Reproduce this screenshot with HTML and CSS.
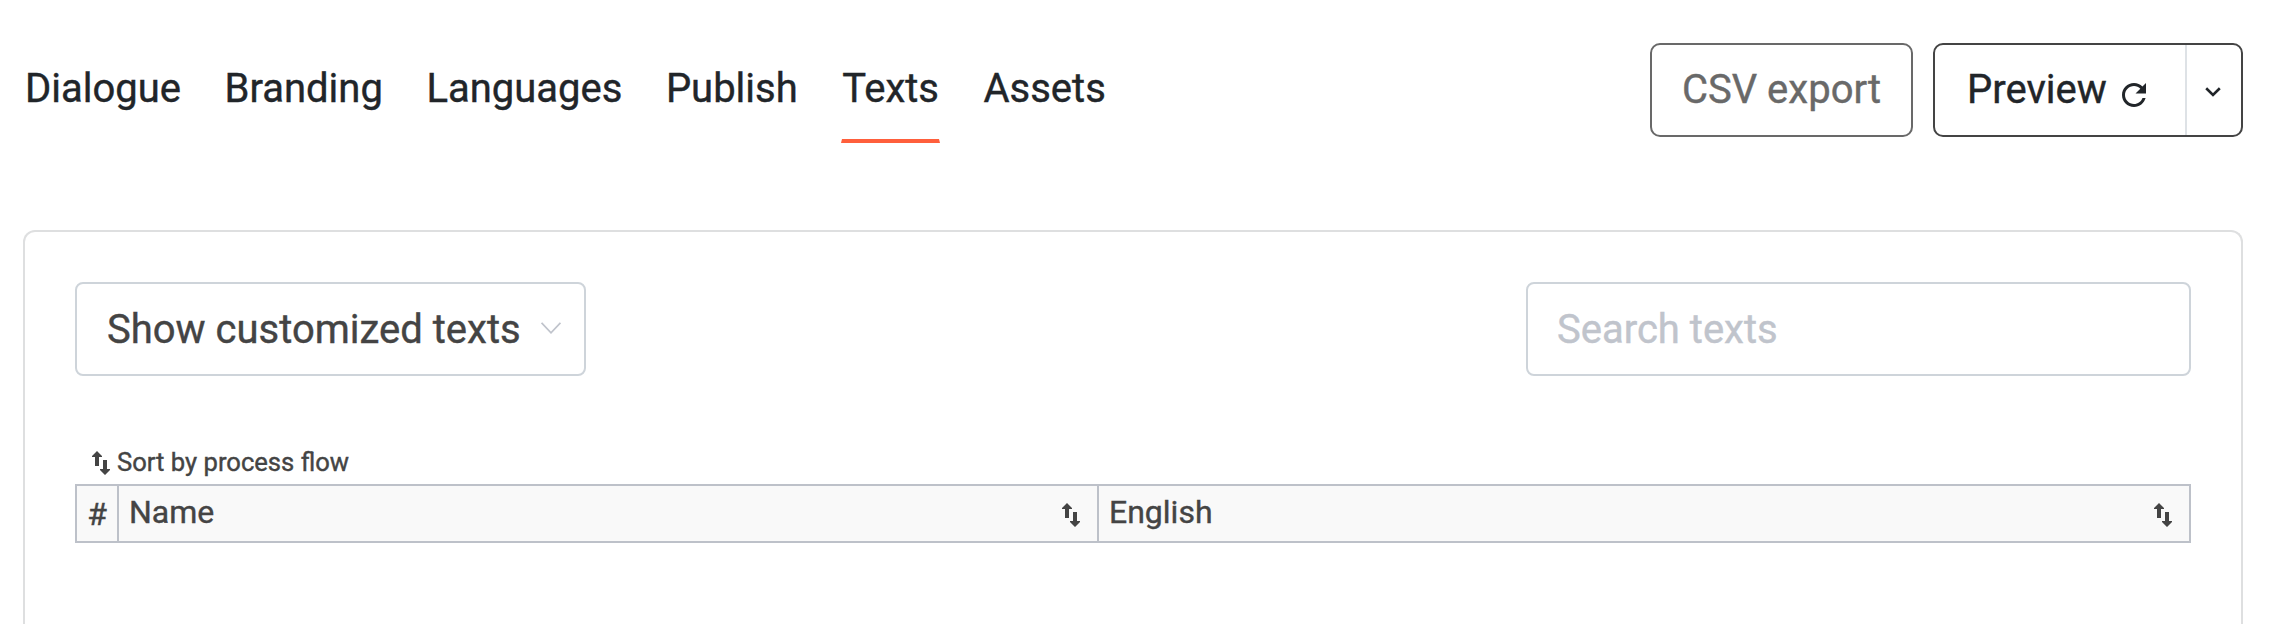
FILE: index.html
```html
<!DOCTYPE html>
<html lang="en">
<head>
<meta charset="UTF-8" />
<meta name="viewport" content="width=device-width, initial-scale=1" />
<title>Texts</title>
<link rel="stylesheet" href="styles.css">
</head>
<body>

<!-- Top bar -->
<header class="topbar">
  <nav class="tabs">
    <a class="tab">Dialogue</a>
    <a class="tab">Branding</a>
    <a class="tab">Languages</a>
    <a class="tab">Publish</a>
    <a class="tab active">Texts</a>
    <a class="tab">Assets</a>
  </nav>
  <div class="actions">
    <button class="btn btn-export">CSV export</button>
    <div class="btn-group">
      <button class="btn-preview">Preview
        <svg class="icon-reload" viewBox="4 4 16 16"><path d="M17.65 6.35C16.2 4.9 14.21 4 12 4c-4.42 0-7.99 3.58-7.99 8s3.57 8 7.99 8c3.73 0 6.84-2.55 7.73-6h-2.08c-.82 2.33-3.04 4-5.65 4-3.31 0-6-2.69-6-6s2.69-6 6-6c1.66 0 3.14.69 4.22 1.78L13 11h7V4l-2.35 2.35z" fill="currentColor"/></svg>
      </button>
      <button class="btn-more">
        <svg class="icon-chevron" viewBox="0 0 16 10"><path d="M1.2 1.3L8 8L14.8 1.3" fill="none" stroke="currentColor" stroke-width="2.6"/></svg>
      </button>
    </div>
  </div>
</header>

<!-- Texts panel -->
<main class="panel">
  <div class="filters">
    <div class="select">
      <span>Show customized texts</span>
      <svg class="icon-select" viewBox="0 0 20 12"><path d="M0.6 0.8L10 10.8L19.4 0.8" fill="none" stroke="currentColor" stroke-width="1.7"/></svg>
    </div>
    <input class="search" type="text" placeholder="Search texts" />
  </div>

  <div class="sort">
    <svg class="icon-sort" viewBox="0 0 18 24"><path d="M5 0L10 5V6H7V15H3V6H0V5ZM13 24L8 19V18H11V9H15V18H18V19Z" fill="currentColor"/></svg>
    <span>Sort by process flow</span>
  </div>

  <div class="table-head">
    <div class="cell cell-num">#</div>
    <div class="cell">
      <span class="label">Name</span>
      <svg class="icon-sort" viewBox="0 0 18 24"><path d="M5 0L10 5V6H7V15H3V6H0V5ZM13 24L8 19V18H11V9H15V18H18V19Z" fill="currentColor"/></svg>
    </div>
    <div class="cell">
      <span class="label">English</span>
      <svg class="icon-sort" viewBox="0 0 18 24"><path d="M5 0L10 5V6H7V15H3V6H0V5ZM13 24L8 19V18H11V9H15V18H18V19Z" fill="currentColor"/></svg>
    </div>
  </div>
</main>

</body>
</html>
```
FILE: styles.css
```css
* {
  box-sizing: border-box;
}
body {
  margin: 0;
  height: 624px;
  overflow: hidden;
  background: #fff;
  color: #212529;
  font-family: Roboto, sans-serif;
  font-size: 40px;
  -webkit-text-stroke: 0.4px currentColor;
  display: flex;
  flex-direction: column;
}
button, input {
  font: inherit;
  color: inherit;
  background: none;
  border: none;
  margin: 0;
  padding: 0;
}
svg {
  display: block;
  flex: none;
}

/* Top bar */
.topbar {
  display: flex;
  justify-content: space-between;
  align-items: flex-start;
  height: 230px;
  padding: 43px 51px 0 25px;
}
.tabs {
  display: flex;
  gap: 43.5px;
}
.tab {
  height: 100px;
  line-height: 92px;
  border-bottom: 4px solid transparent;
}
.tab.active {
  border-color: #ff5f3c;
  border-left: 1px solid transparent;
  border-right: 1px solid transparent;
}
.actions {
  display: flex;
  gap: 20px;
}
.btn {
  height: 94px;
  border: 2px solid #696969;
  border-radius: 10px;
}
.btn-export {
  width: 263px;
  color: #696969;
  padding-bottom: 2px;
}
.btn-group {
  display: flex;
  width: 310px;
  height: 94px;
  border: 2px solid #444;
  border-radius: 10px;
}
.btn-preview {
  flex: 1;
  display: flex;
  align-items: center;
  gap: 15px;
  padding: 0 0 2px 32px;
}
.icon-reload {
  width: 24px;
  height: 24px;
  margin-top: 12px;
}
.btn-more {
  display: flex;
  align-items: center;
  justify-content: center;
  width: 56px;
  padding-right: 2px;
  border-left: 2px solid #dee2e6;
}
.icon-chevron {
  width: 16px;
  height: 10px;
  margin-top: 4px;
}

/* Panel */
.panel {
  flex: 1;
  margin: 0 51px 0 23px;
  padding: 50px 50px 0;
  border: 2px solid #dedfe0;
  border-bottom: none;
  border-radius: 12px 12px 0 0;
  color: #444;
}
.filters {
  display: flex;
  justify-content: space-between;
}
.select, .search {
  height: 94px;
  border: 2px solid #ced4da;
  border-radius: 8px;
}
.select {
  display: flex;
  align-items: center;
  justify-content: space-between;
  width: 511px;
  padding: 0 23px 0 30px;
}
.icon-select {
  width: 20px;
  height: 12px;
  margin-top: -2px;
  color: #c0c4cc;
}
.search {
  width: 665px;
  padding: 0 29px;
}
.search::placeholder {
  color: #c0c4cc;
  opacity: 1;
}
.sort {
  display: flex;
  align-items: center;
  gap: 7px;
  height: 44px;
  margin-top: 64px;
  padding-left: 17px;
  font-size: 25.6px;
}
.icon-sort {
  width: 18px;
  height: 24px;
  margin-top: 2px;
}

/* Table header */
.table-head {
  display: grid;
  grid-template-columns: 42px 980px 1fr;
  height: 59px;
  border: 2px solid #bdc1c9;
  background: #f9f9f9;
  font-size: 32px;
}
.cell {
  display: flex;
  align-items: center;
  justify-content: space-between;
  padding: 0 17px 0 10px;
  border-right: 2px solid #bdc1c9;
}
.cell:last-child {
  border-right: none;
}
.cell-num {
  justify-content: center;
  padding: 0;
}
.label {
  padding-bottom: 3px;
}
```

■ ■ ■

### INSTRUCTIONS FOR THE TASK
Copy each line exactly, and leave the pictures out of your copy.

### SOLUTION
Reproduce this screenshot with HTML and CSS.
FILE: index.html
```html
<!DOCTYPE html>
<html lang="en">
<head>
<meta charset="UTF-8" />
<meta name="viewport" content="width=device-width, initial-scale=1" />
<title>Texts</title>
<link rel="stylesheet" href="styles.css">
</head>
<body>

<!-- Top bar -->
<header class="topbar">
  <nav class="tabs">
    <a class="tab">Dialogue</a>
    <a class="tab">Branding</a>
    <a class="tab">Languages</a>
    <a class="tab">Publish</a>
    <a class="tab active">Texts</a>
    <a class="tab">Assets</a>
  </nav>
  <div class="actions">
    <button class="btn btn-export">CSV export</button>
    <div class="btn-group">
      <button class="btn-preview">Preview
        <svg class="icon-reload" viewBox="4 4 16 16"><path d="M17.65 6.35C16.2 4.9 14.21 4 12 4c-4.42 0-7.99 3.58-7.99 8s3.57 8 7.99 8c3.73 0 6.84-2.55 7.73-6h-2.08c-.82 2.33-3.04 4-5.65 4-3.31 0-6-2.69-6-6s2.69-6 6-6c1.66 0 3.14.69 4.22 1.78L13 11h7V4l-2.35 2.35z" fill="currentColor"/></svg>
      </button>
      <button class="btn-more">
        <svg class="icon-chevron" viewBox="0 0 16 10"><path d="M1.2 1.3L8 8L14.8 1.3" fill="none" stroke="currentColor" stroke-width="2.6"/></svg>
      </button>
    </div>
  </div>
</header>

<!-- Texts panel -->
<main class="panel">
  <div class="filters">
    <div class="select">
      <span>Show customized texts</span>
      <svg class="icon-select" viewBox="0 0 20 12"><path d="M0.6 0.8L10 10.8L19.4 0.8" fill="none" stroke="currentColor" stroke-width="1.7"/></svg>
    </div>
    <input class="search" type="text" placeholder="Search texts" />
  </div>

  <div class="sort">
    <svg class="icon-sort" viewBox="0 0 18 24"><path d="M5 0L10 5V6H7V15H3V6H0V5ZM13 24L8 19V18H11V9H15V18H18V19Z" fill="currentColor"/></svg>
    <span>Sort by process flow</span>
  </div>

  <div class="table-head">
    <div class="cell cell-num">#</div>
    <div class="cell">
      <span class="label">Name</span>
      <svg class="icon-sort" viewBox="0 0 18 24"><path d="M5 0L10 5V6H7V15H3V6H0V5ZM13 24L8 19V18H11V9H15V18H18V19Z" fill="currentColor"/></svg>
    </div>
    <div class="cell">
      <span class="label">English</span>
      <svg class="icon-sort" viewBox="0 0 18 24"><path d="M5 0L10 5V6H7V15H3V6H0V5ZM13 24L8 19V18H11V9H15V18H18V19Z" fill="currentColor"/></svg>
    </div>
  </div>
</main>

</body>
</html>
```
FILE: styles.css
```css
* {
  box-sizing: border-box;
}
body {
  margin: 0;
  height: 624px;
  overflow: hidden;
  background: #fff;
  color: #212529;
  font-family: Roboto, sans-serif;
  font-size: 40px;
  -webkit-text-stroke: 0.4px currentColor;
  display: flex;
  flex-direction: column;
}
button, input {
  font: inherit;
  color: inherit;
  background: none;
  border: none;
  margin: 0;
  padding: 0;
}
svg {
  display: block;
  flex: none;
}

/* Top bar */
.topbar {
  display: flex;
  justify-content: space-between;
  align-items: flex-start;
  height: 230px;
  padding: 43px 51px 0 25px;
}
.tabs {
  display: flex;
  gap: 43.5px;
}
.tab {
  height: 100px;
  line-height: 92px;
  border-bottom: 4px solid transparent;
}
.tab.active {
  border-color: #ff5f3c;
  border-left: 1px solid transparent;
  border-right: 1px solid transparent;
}
.actions {
  display: flex;
  gap: 20px;
}
.btn {
  height: 94px;
  border: 2px solid #696969;
  border-radius: 10px;
}
.btn-export {
  width: 263px;
  color: #696969;
  padding-bottom: 2px;
}
.btn-group {
  display: flex;
  width: 310px;
  height: 94px;
  border: 2px solid #444;
  border-radius: 10px;
}
.btn-preview {
  flex: 1;
  display: flex;
  align-items: center;
  gap: 15px;
  padding: 0 0 2px 32px;
}
.icon-reload {
  width: 24px;
  height: 24px;
  margin-top: 12px;
}
.btn-more {
  display: flex;
  align-items: center;
  justify-content: center;
  width: 56px;
  padding-right: 2px;
  border-left: 2px solid #dee2e6;
}
.icon-chevron {
  width: 16px;
  height: 10px;
  margin-top: 4px;
}

/* Panel */
.panel {
  flex: 1;
  margin: 0 51px 0 23px;
  padding: 50px 50px 0;
  border: 2px solid #dedfe0;
  border-bottom: none;
  border-radius: 12px 12px 0 0;
  color: #444;
}
.filters {
  display: flex;
  justify-content: space-between;
}
.select, .search {
  height: 94px;
  border: 2px solid #ced4da;
  border-radius: 8px;
}
.select {
  display: flex;
  align-items: center;
  justify-content: space-between;
  width: 511px;
  padding: 0 23px 0 30px;
}
.icon-select {
  width: 20px;
  height: 12px;
  margin-top: -2px;
  color: #c0c4cc;
}
.search {
  width: 665px;
  padding: 0 29px;
}
.search::placeholder {
  color: #c0c4cc;
  opacity: 1;
}
.sort {
  display: flex;
  align-items: center;
  gap: 7px;
  height: 44px;
  margin-top: 64px;
  padding-left: 17px;
  font-size: 25.6px;
}
.icon-sort {
  width: 18px;
  height: 24px;
  margin-top: 2px;
}

/* Table header */
.table-head {
  display: grid;
  grid-template-columns: 42px 980px 1fr;
  height: 59px;
  border: 2px solid #bdc1c9;
  background: #f9f9f9;
  font-size: 32px;
}
.cell {
  display: flex;
  align-items: center;
  justify-content: space-between;
  padding: 0 17px 0 10px;
  border-right: 2px solid #bdc1c9;
}
.cell:last-child {
  border-right: none;
}
.cell-num {
  justify-content: center;
  padding: 0;
}
.label {
  padding-bottom: 3px;
}
```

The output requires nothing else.